#### What you should do
Examine the material below. Gather every line in which the string "styles" appears.
┌─ Information shown
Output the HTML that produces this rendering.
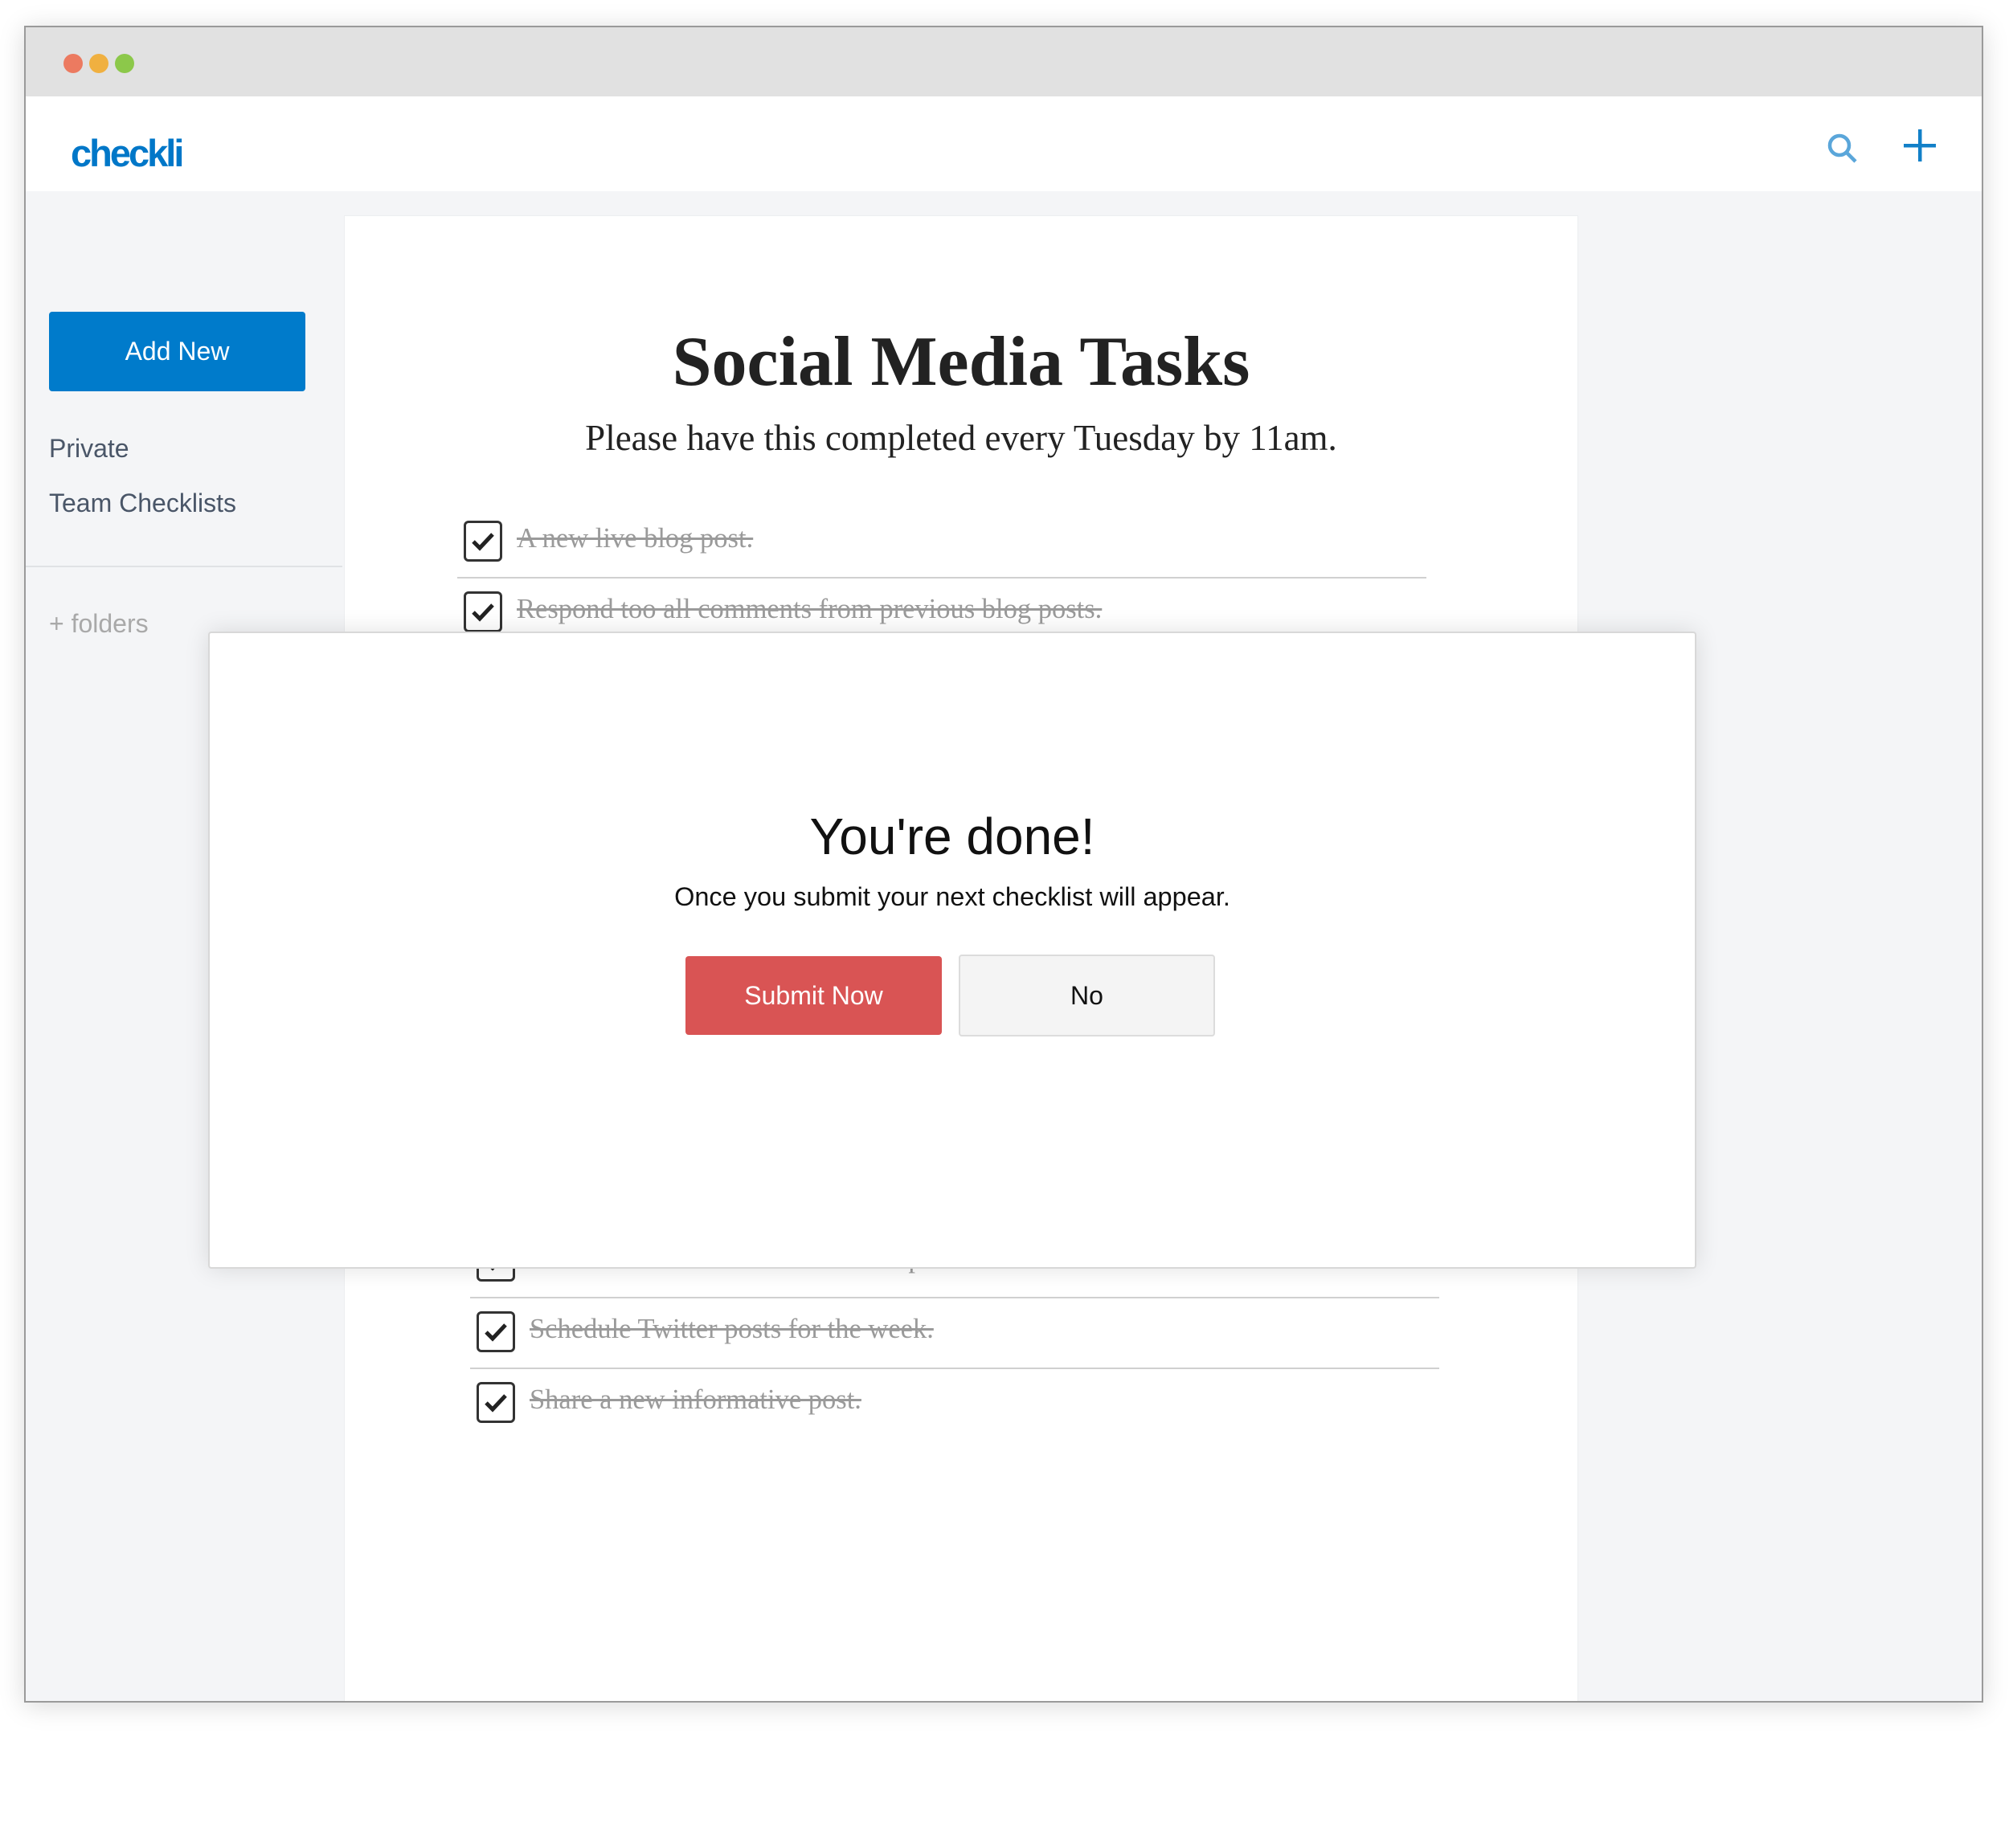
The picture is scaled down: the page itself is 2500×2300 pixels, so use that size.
<!DOCTYPE html>
<html><head><meta charset="utf-8"><style>
*{margin:0;padding:0;box-sizing:border-box}
body{width:2500px;height:2300px;background:#fff;position:relative;overflow:hidden;font-family:"Liberation Sans",sans-serif}
.abs{position:absolute}
.win{left:30px;top:32px;width:2438px;height:2087px;background:#f4f5f7;border:2px solid #9a9a9a;box-shadow:0 4px 30px rgba(0,0,0,.15);overflow:hidden}
.tb{left:0;top:0;width:100%;height:86px;background:#e1e1e1}
.dot{width:24px;height:24px;border-radius:50%;top:33px}
.hd{left:0;top:86px;width:100%;height:118px;background:#fff}
.logo{left:56px;top:43px;font-size:47px;font-weight:bold;color:#0077c8;letter-spacing:-3px}
.btn{display:flex;align-items:center;justify-content:center;border-radius:4px;font-size:32px}
.side{font-size:32px;color:#4a5668}
.card{left:396px;top:234px;width:1536px;height:1900px;background:#fff;border:1px solid #eceef0}
.serif{font-family:"Liberation Serif",serif}
.item{font-size:34.5px;color:#9a9a9a;text-decoration:line-through;font-family:"Liberation Serif",serif;white-space:nowrap}
.cb{width:48px;height:51px;border:3px solid #333;border-radius:6px;display:flex;align-items:center;justify-content:center}
.line{height:2px;background:#d0d0d0}
.modal{left:227px;top:752px;width:1852px;height:793px;background:#fff;border:2px solid #d8d8d8;border-radius:4px;box-shadow:0 0 30px rgba(0,0,0,.12)}
</style></head><body>
<div class="abs win">
 <div class="abs tb"></div>
 <div class="abs dot" style="left:47px;background:#ec7a60"></div>
 <div class="abs dot" style="left:79px;background:#f0b040"></div>
 <div class="abs dot" style="left:111px;background:#8cc84a"></div>
 <div class="abs hd">
  <div class="abs logo">checkli</div>
  <svg class="abs" style="left:2240px;top:44px" width="44" height="44" viewBox="0 0 44 44"><circle cx="17" cy="17" r="12" fill="none" stroke="#5aa6da" stroke-width="4.5"/><line x1="26" y1="26" x2="37" y2="37" stroke="#5aa6da" stroke-width="4.5"/></svg>
  <svg class="abs" style="left:2336px;top:40px" width="42" height="42" viewBox="0 0 42 42"><rect x="19" y="1" width="4.5" height="40" fill="#1280c8"/><rect x="1" y="19" width="40" height="4.5" fill="#1280c8"/></svg>
 </div>
 <div class="abs" style="left:0;top:670px;width:394px;height:2px;background:#e0e2e5"></div>
 <div class="abs btn" style="left:29px;top:354px;width:319px;height:99px;background:#007bcb;color:#fff">Add New</div>
 <div class="abs side" style="left:29px;top:506px">Private</div>
 <div class="abs side" style="left:29px;top:574px">Team Checklists</div>
 <div class="abs side" style="left:29px;top:724px;color:#a9a9a9">+ folders</div>
 <div class="abs card"></div>
 <div class="abs serif" style="left:396px;top:366px;width:1536px;text-align:center;font-size:88px;font-weight:bold;color:#222">Social Media Tasks</div>
 <div class="abs serif" style="left:396px;top:485px;width:1536px;text-align:center;font-size:45px;color:#222">Please have this completed every Tuesday by 11am.</div>

 <div class="abs cb" style="left:545px;top:614px"><svg width="30" height="26" viewBox="0 0 30 26"><path d="M3 13 L11 21 L27 4" fill="none" stroke="#222" stroke-width="5"/></svg></div>
 <div class="abs item" style="left:611px;top:617px">A new live blog post.</div>
 <div class="abs line" style="left:537px;top:684px;width:1206px"></div>
 <div class="abs cb" style="left:545px;top:702px"><svg width="30" height="26" viewBox="0 0 30 26"><path d="M3 13 L11 21 L27 4" fill="none" stroke="#222" stroke-width="5"/></svg></div>
 <div class="abs item" style="left:611px;top:705px">Respond too all comments from previous blog posts.</div>

 <div class="abs cb" style="left:561px;top:1510px"><svg width="30" height="26" viewBox="0 0 30 26"><path d="M3 13 L11 21 L27 4" fill="none" stroke="#222" stroke-width="5"/></svg></div>
 <div class="abs item" style="left:627px;top:1513px">Schedule Facebook and LinkedIn posts.</div>
 <div class="abs line" style="left:553px;top:1580px;width:1206px"></div>
 <div class="abs cb" style="left:561px;top:1598px"><svg width="30" height="26" viewBox="0 0 30 26"><path d="M3 13 L11 21 L27 4" fill="none" stroke="#222" stroke-width="5"/></svg></div>
 <div class="abs item" style="left:627px;top:1601px">Schedule Twitter posts for the week.</div>
 <div class="abs line" style="left:553px;top:1668px;width:1206px"></div>
 <div class="abs cb" style="left:561px;top:1686px"><svg width="30" height="26" viewBox="0 0 30 26"><path d="M3 13 L11 21 L27 4" fill="none" stroke="#222" stroke-width="5"/></svg></div>
 <div class="abs item" style="left:627px;top:1689px">Share a new informative post.</div>

 <div class="abs modal"></div>
 <div class="abs" style="left:227px;top:970px;width:1852px;text-align:center;font-size:64px;color:#111">You're done!</div>
 <div class="abs" style="left:227px;top:1064px;width:1852px;text-align:center;font-size:32.5px;color:#111">Once you submit your next checklist will appear.</div>
 <div class="abs btn" style="left:821px;top:1156px;width:319px;height:98px;background:#d95454;color:#fff">Submit Now</div>
 <div class="abs btn" style="left:1161px;top:1154px;width:319px;height:102px;background:#f4f4f4;border:2px solid #dcdcdc;color:#111">No</div>
</div>
</body></html>
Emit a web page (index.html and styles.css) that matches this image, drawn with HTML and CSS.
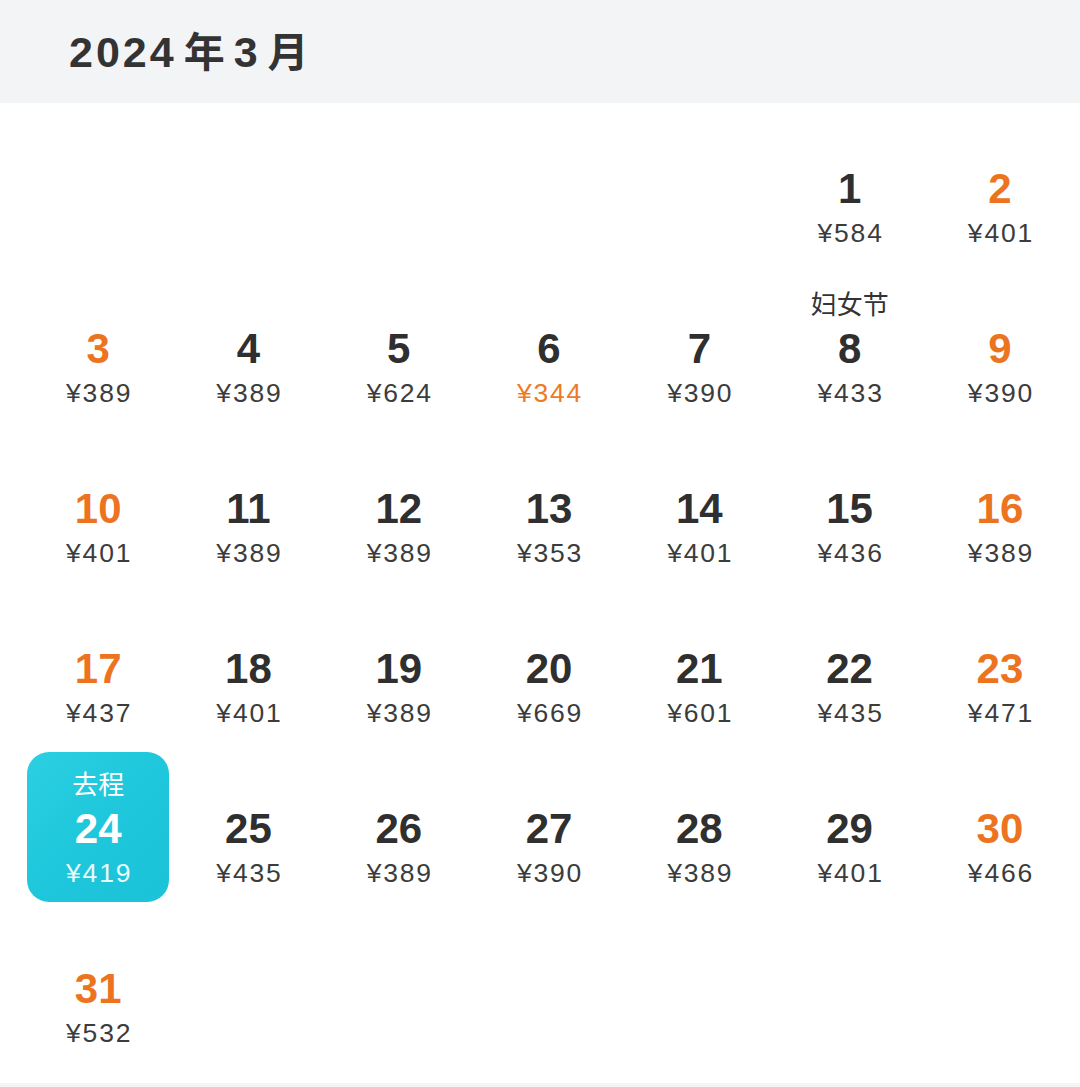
FILE: index.html
```html
<!DOCTYPE html>
<html lang="zh-CN">
<head>
<meta charset="utf-8">
<title>2024年3月</title>
<link rel="stylesheet" href="styles.css">
</head>
<body>
<div class="month-header"><h1 class="month-title">2024<span class="cjk">年</span>3<span class="cjk">月</span></h1></div>
<div class="calendar">
  <div class="cell empty"></div>
  <div class="cell empty"></div>
  <div class="cell empty"></div>
  <div class="cell empty"></div>
  <div class="cell empty"></div>
  <div class="cell"><span class="label"></span><span class="day">1</span><span class="price">¥584</span></div>
  <div class="cell weekend"><span class="label"></span><span class="day">2</span><span class="price">¥401</span></div>

  <div class="cell weekend"><span class="label"></span><span class="day">3</span><span class="price">¥389</span></div>
  <div class="cell"><span class="label"></span><span class="day">4</span><span class="price">¥389</span></div>
  <div class="cell"><span class="label"></span><span class="day">5</span><span class="price">¥624</span></div>
  <div class="cell"><span class="label"></span><span class="day">6</span><span class="price low">¥344</span></div>
  <div class="cell"><span class="label"></span><span class="day">7</span><span class="price">¥390</span></div>
  <div class="cell"><span class="label">妇女节</span><span class="day">8</span><span class="price">¥433</span></div>
  <div class="cell weekend"><span class="label"></span><span class="day">9</span><span class="price">¥390</span></div>

  <div class="cell weekend"><span class="label"></span><span class="day">10</span><span class="price">¥401</span></div>
  <div class="cell"><span class="label"></span><span class="day">11</span><span class="price">¥389</span></div>
  <div class="cell"><span class="label"></span><span class="day">12</span><span class="price">¥389</span></div>
  <div class="cell"><span class="label"></span><span class="day">13</span><span class="price">¥353</span></div>
  <div class="cell"><span class="label"></span><span class="day">14</span><span class="price">¥401</span></div>
  <div class="cell"><span class="label"></span><span class="day">15</span><span class="price">¥436</span></div>
  <div class="cell weekend"><span class="label"></span><span class="day">16</span><span class="price">¥389</span></div>

  <div class="cell weekend"><span class="label"></span><span class="day">17</span><span class="price">¥437</span></div>
  <div class="cell"><span class="label"></span><span class="day">18</span><span class="price">¥401</span></div>
  <div class="cell"><span class="label"></span><span class="day">19</span><span class="price">¥389</span></div>
  <div class="cell"><span class="label"></span><span class="day">20</span><span class="price">¥669</span></div>
  <div class="cell"><span class="label"></span><span class="day">21</span><span class="price">¥601</span></div>
  <div class="cell"><span class="label"></span><span class="day">22</span><span class="price">¥435</span></div>
  <div class="cell weekend"><span class="label"></span><span class="day">23</span><span class="price">¥471</span></div>

  <div class="cell selected"><span class="label">去程</span><span class="day">24</span><span class="price">¥419</span></div>
  <div class="cell"><span class="label"></span><span class="day">25</span><span class="price">¥435</span></div>
  <div class="cell"><span class="label"></span><span class="day">26</span><span class="price">¥389</span></div>
  <div class="cell"><span class="label"></span><span class="day">27</span><span class="price">¥390</span></div>
  <div class="cell"><span class="label"></span><span class="day">28</span><span class="price">¥389</span></div>
  <div class="cell"><span class="label"></span><span class="day">29</span><span class="price">¥401</span></div>
  <div class="cell weekend"><span class="label"></span><span class="day">30</span><span class="price">¥466</span></div>

  <div class="cell weekend"><span class="label"></span><span class="day">31</span><span class="price">¥532</span></div>
</div>
<div class="bottom-band"></div>
</body>
</html>
```
FILE: styles.css
```css
html, body {
  margin: 0;
  padding: 0;
  background: #ffffff;
  font-family: "Liberation Sans", "Noto Sans CJK SC", sans-serif;
  color: #333333;
}

.month-header {
  height: 103px;
  background: #f3f4f6;
  display: flex;
  align-items: center;
  padding-left: 69px;
  box-sizing: border-box;
}

.month-title {
  margin: 0;
  font-size: 43px;
  font-weight: 700;
  letter-spacing: 3px;
  color: #333333;
  line-height: 1;
  font-family: "Liberation Sans", "Noto Sans CJK SC", sans-serif;
  padding-top: 0;
}

.month-title .cjk {
  font-family: "Noto Sans CJK SC", sans-serif;
  font-weight: 700;
  font-size: 41px;
  letter-spacing: 0;
  margin: 0 9px 0 7px;
}

.calendar {
  display: grid;
  grid-template-columns: repeat(7, 150.3px);
  grid-auto-rows: 150px;
  row-gap: 10px;
  padding: 9px 5px 21px 23px;
}

.cell {
  margin: 0 4px;
  display: grid;
  grid-template-rows: 32px 58px 30px;
  padding-top: 16px;
  justify-items: center;
  align-items: center;
  border-radius: 22px;
}

.label {
  font-family: "Noto Sans CJK SC", sans-serif;
  font-size: 26px;
  line-height: 32px;
  color: #333333;
  margin-top: -2px;
}

.day {
  font-size: 42px;
  font-weight: 700;
  line-height: 58px;
  color: #2f2f2f;
}

.price {
  font-size: 26.5px;
  line-height: 30px;
  letter-spacing: 1.8px;
  color: #3c3c3c;
  padding-left: 2px;
}

.price.low {
  color: #ef7a26;
}

.weekend .day {
  color: #ec7421;
}

.selected {
  background: linear-gradient(135deg, #2ccfe1 0%, #1ec7db 50%, #1bc2d8 100%);
}

.selected .label,
.selected .day {
  color: #ffffff;
}

.selected .price {
  color: #eafbfd;
}

.bottom-band {
  height: 4px;
  background: #f3f4f6;
}
```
└─
#### Output of the exercise
Emit a web page (index.html and styles.css) that matches this image, drawn with HTML and CSS.
<link rel="stylesheet" href="styles.css">
FILE: styles.css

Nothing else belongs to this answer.